Investigation into minimizing installation permissions for the Chrome extension
This is a write up of an investigation into reducing the permissions required by the Chrome extension.
This is what we currently ask for on installation:

By contrast, this is what the user will see with the gradual-permissions prototype - and the "change your data on stage.hypothes.is" part is something that we could yet remove:

After installation, the user is able to annotate pages and view annotations as normal.
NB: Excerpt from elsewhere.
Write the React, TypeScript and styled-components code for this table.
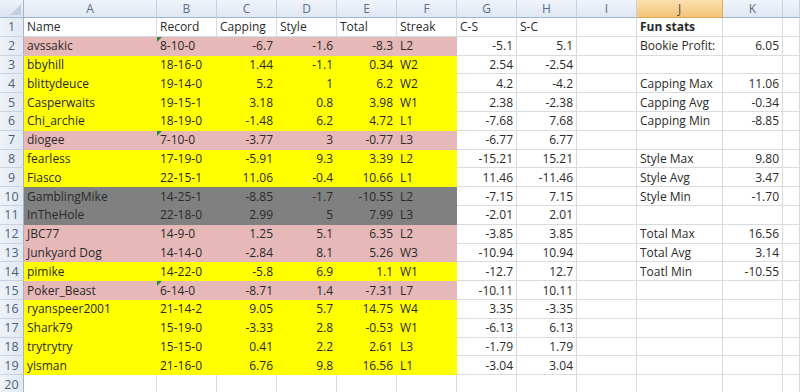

Two pieces of functionality require additional permissions 1) showing the badge count and 2) keeping the extension active when navigating between pages.
The prototype adds a basic settings page to the extension which provides controls for additional features that require extra permissions:

Opting into the badge count, which we could do as part of an onboarding screen, will show a prompt asking to read the user's browsing history - but not read the pages they visit:

Opting into keeping the extension active, or any other feature which automatically activates Hypothesis on any pages, will show the most dramatic prompt for access to read all of the user's data:

Do you think that, as well as having this settings screen, we should also ask for each permission the first time we use it?
- The first time the user loads any page in any tab with or without h activated after installing the extension, we ask for the "Read your history" permission so we can show the badge number.
- The first time the user actually activates h on a page, or maybe the first time they navigate a tab with h activated, then we'd pop up and ask for the "Read and change everything" permission so that we can keep Hypothesis active.
Whether the user says yes or no to these requests, it'd be nice if we could show a message letting them know they can change their mind in our settings page.
Do you think that, as well as having this settings screen, we should also ask for each permission the first time we use it?
Yes, much like mobile apps do.
The first time the user actually activates h on a page, or maybe the first time they navigate a tab with h activated, then we'd pop up and ask for the "Read and change everything" permission so that we can keep Hypothesis active.
I did actually implement this at one point, except that instead of showing the permission without context, it displayed a popup window which displaying the relevant settings. This kind of flow needs design consideration but it is how I envisage most users would encounter this setting.